Sir Patrick said that “further such notices will continue to be issued in due course”.

The retired Northern Ireland Court of Appeal judge went on state that in some cases a single one of those notices may relate to “many thousands of documents, including vast amounts of electronic communications”.

He said that “already the inquiry has been provided with very many thousands of pages of documents which have to be considered and evaluated. Indeed, the inquiry anticipates that the documentary evidence which it gathers will run to many hundreds of thousands of pages, if not more.

“The gathering of documentary evidence is one of the first, but most important, stages of an inquiry’s work.”

The inquiry has already made clear that in all but exceptional circumstances it intends to publish this documentation.

Sir Patrick also resolutely refused to set out even an indicative time frame for his inquiry, saying that it was not possible to do so, given that the inquiry will have to react to the evidence which emerges during hearings.

However, it is already clear that former finance minister Máirtín Ó Muilleoir’s initial suggestion of six months for the inquiry is wildly wide of the mark. In fact, from the details set out yesterday it is clear that public hearings will not even have begun by that point.

Sir Patrick said that he doesn’t intend to begin public hearings until “early autumn”. If that means September, it would be eight months after the establishment of the inquiry.

The way in which Mr Ó Muilleoir set up the inquiry means that it has no cost limit and no time limit.

However, Sir Patrick stressed that it was more important to work thoroughly than to race through its work in a way which doesn’t get to the heart of what happened.

He said: “I doubt very much whether the public concern which gave rise to the establishment of this inquiry would be allayed by a process which was subsequently revealed to have proceeded upon an inaccurate basis of fact largely because the thoroughness of the investigation had been sacrificed in the interest of a speedy conclusion.

“At this early stage it remains the case that it is simply not possible, or useful, to attempt to place any accurate timescale on the length of time which the inquiry will take to complete its work.
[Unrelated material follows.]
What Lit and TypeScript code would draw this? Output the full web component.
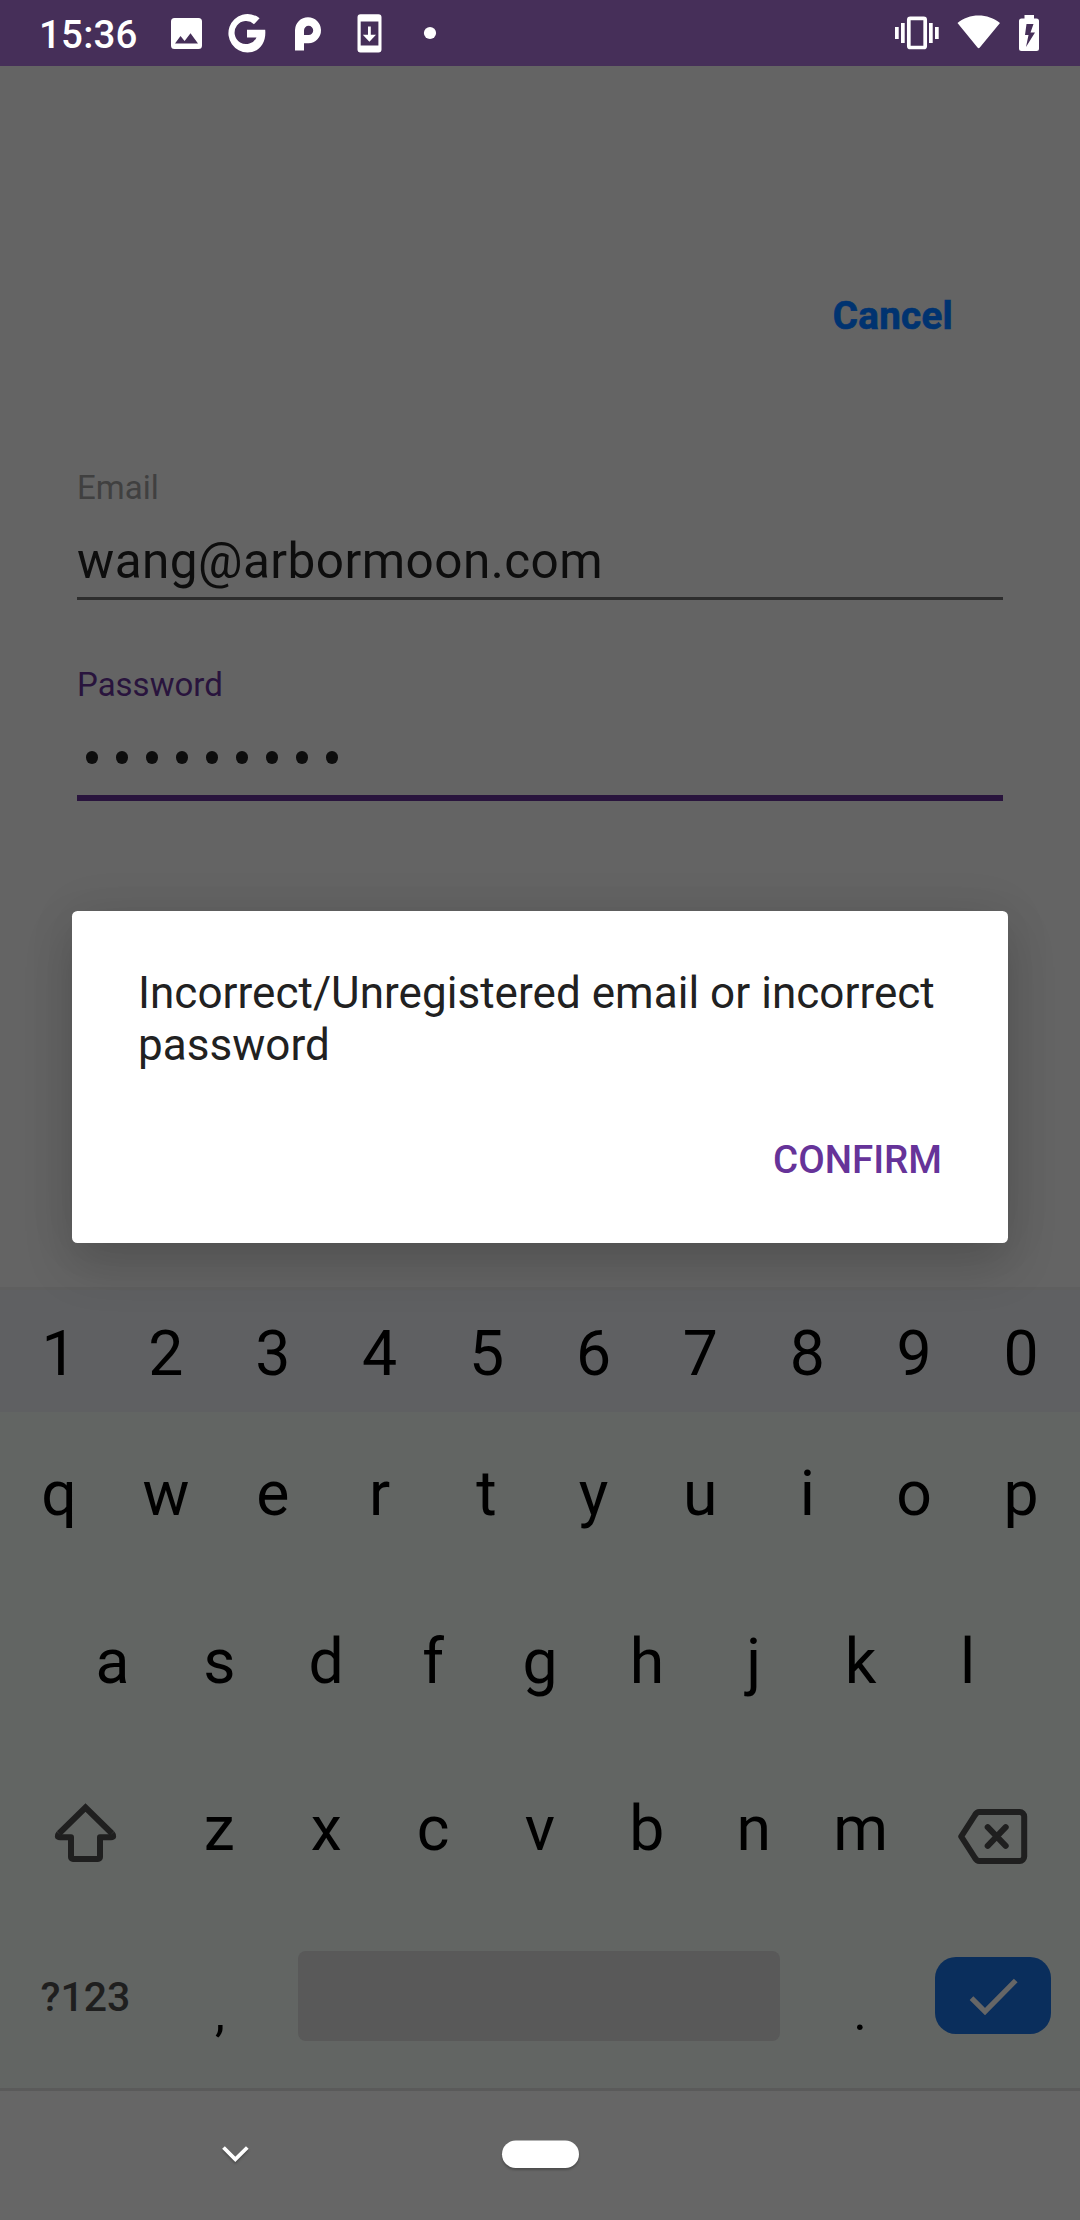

As matters become more clear, the inquiry will, of course, seek to update the public accordingly.”

Yesterday Sir Patrick also introduced his inquiry team, who were present for his 45-minute statement.

Sir Patrick will be joined on the panel by Dame Una O’Brien, the former permanent secretary of Whitehall’s Department of Health.

The inquiry will also be assisted by an expert “assessor”, Dr Keith MacLean, a former managing director of SSE Telecoms and an advisor on energy to both the UK and Scottish governments.

The inquiry’s senior counsel will be David Scoffield QC, who has acted for and against many government departments. He recently appeared for Ashers Bakery and also on behalf of the parties challenging Brexit in the High Court. The inquiry has also appointed two junior counsel, Joseph Aiken and Donal Lunny, and a solicitor, Patrick Butler, as well as Andrew Browne who will be secretary to the inquiry.

Sir Patrick said that all witnesses who give oral evidence will be questioned under oath or affirmation, but stressed that it was a fact-finding process rather than an adversarial trial.

Sir Patrick stressed that he would not be investigating each situation where a claimant was alleged to be abusing the scheme – although he said that it may investigate some such situations.

The former High Court judge said that he will be writing to every RHI claimant “to seek their assistance with the provision of any information or documentation which may be relevant to the matters which the inquiry is charged to investigate”.

And, setting out the focus of the inquiry’s work, Sir Patrick said that will involve looking at the role of ministers, civil servants, special advisors, departments, consultants and those administering the scheme.

He vowed: “The inquiry will investigate accountability for any failings which it finds in the scheme, wherever that accountability may lie.”